Russell Levine, CEO, Route One Entertainment (Secret in Their Eyes, Colossal, The Circle)
Russell urged independent producers to stop thinking theatrical. Too many producers have a love affair with the idea of seeing their film in a dark theater with all their friends. Today, that dark theater can be a dimly lit family room and the benefits might be much higher. Russell specifically stated that a film under $2MM isn’t likely going to see a theatrical release. But that shouldn’t be a deterrent. It’s a golden era for distribution. People are seeking out smaller films on streaming channels. Producers need to be thinking outside the box and exploring all distribution angles before they start production. A plan must be in place. Russell said that recently Route One has been focusing on films in the $3MM-$5MM range and even playing in that arena, they’re not always thinking theatrical. Producers need not box themselves in.

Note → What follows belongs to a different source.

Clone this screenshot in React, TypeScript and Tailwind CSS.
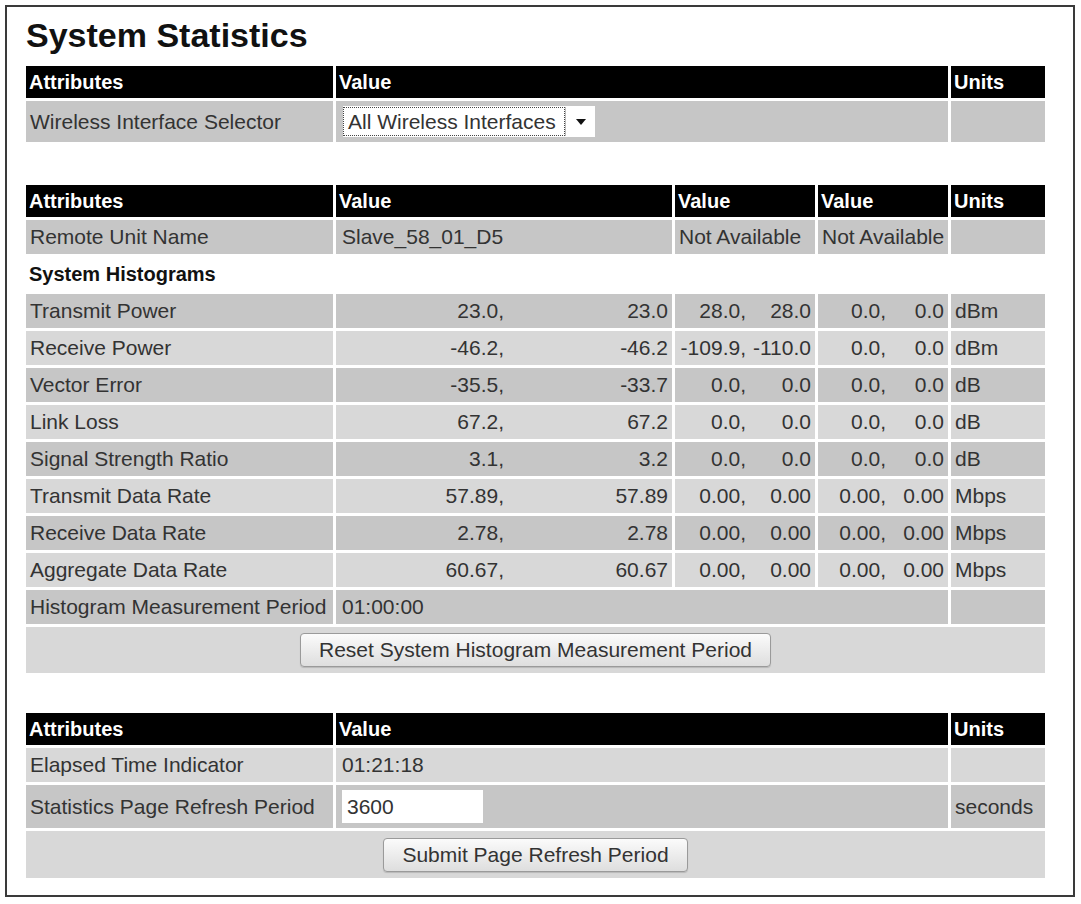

Ben Stillman, SVP, Black Bear Pictures (The Imitation Game, Suburbicon, Mudbound)
Ben agreed with Paul that it’s paramount for producers in this day and age to keep costs down. To that end, he specifically pointed to the need for an experienced line producer and how critical that is toward the potential success of any film. A serious line producer will put together a budget with no fat. Additionally, everyone involved with the film has to put the project first. Egos get checked at the door. At Black Bear Pictures no one travels first class. There are no legions of assistants. You can save a ton of money without sacrificing quality.
As for the projects that are attractive to Black Bear Pictures Ben said that everything begins with the script. If the material is on point, even if it doesn’t appeal to a wide audience, you’ll be able to attract name talent. Exciting, original voices inspire people to take risks.
When asked to name the biggest mistake producers looking to put projects together make, all panelists agreed it’s a lack of networking and relationship building. Too many people are looking for someone accomplished to do the heavy lifting for them. Worse, these people are asking a stranger to do the heavy lifting. They have not formed a relationship. They have not build trust. They have no currency.
I took this opportunity to tell a couple of inspiring stories from members of Stage 32 and one of my own (my screenplay The End Game is currently in development at Paul’s company – something that only came to be through networking, relationships and the vouching of trusted sources) which illustrated how treating networking and crowdsourcing as a job led to relationships which launched a variety of successful projects.
Ultimately, all panelists agreed, and I do as well, you have to bring value to get value.